Soils being excavated usually exhibit a decrease in stiffness accompanied by irreversible deformation or failure. This plasticity effect accounts for grain crushing and rearrangement, resulting in a nonlinear stress-strain relationship. Numerical modeling of plastic soil hardening is well known inside the civil geotechnical community worldwide. It has become a common constitutive model for civil engineering design in many areas, such as excavations, foundations, tunneling, and soil‐structure interaction in general. Several regulatory agencies, especially in Europe, require (or at least strongly endorse) this type of constitutive model for civil applications.

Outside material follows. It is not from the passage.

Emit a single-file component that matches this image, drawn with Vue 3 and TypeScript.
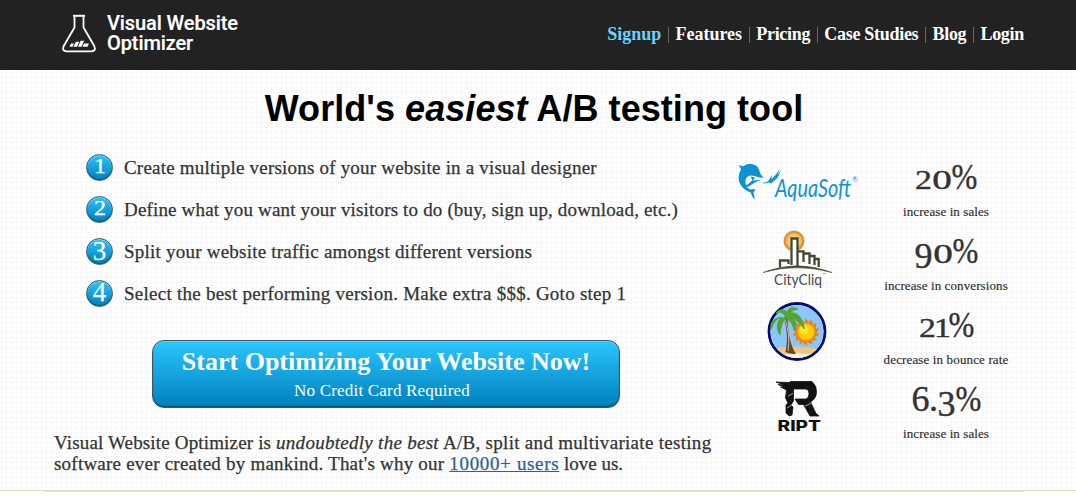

Itasca has formulated a new Plastic Hardening (PH) constituent model for FLAC and FLAC3D. The PH model is a shear and volumetric hardening constitutive model for the simulation of plastic soil behavior (i.e., when subject to deviatoric loading, they usually exhibit a decrease in stiffness, accompanied by irreversible deformation). The PH model has been developed based on the work by Schanz et al. (1999), which extends the hyperbolic soil linear elastic model (Duncan and Chang, 1970) to an elasto-plastic material model. This avoids the main drawbacks of the hyperbolic formulation:

  • difficulty in detecting and characterizing unloading/reloading, and
  • in specific cases, producing a nonphysical bulk-modulus value that can lead to an erroneous energy generation in the model.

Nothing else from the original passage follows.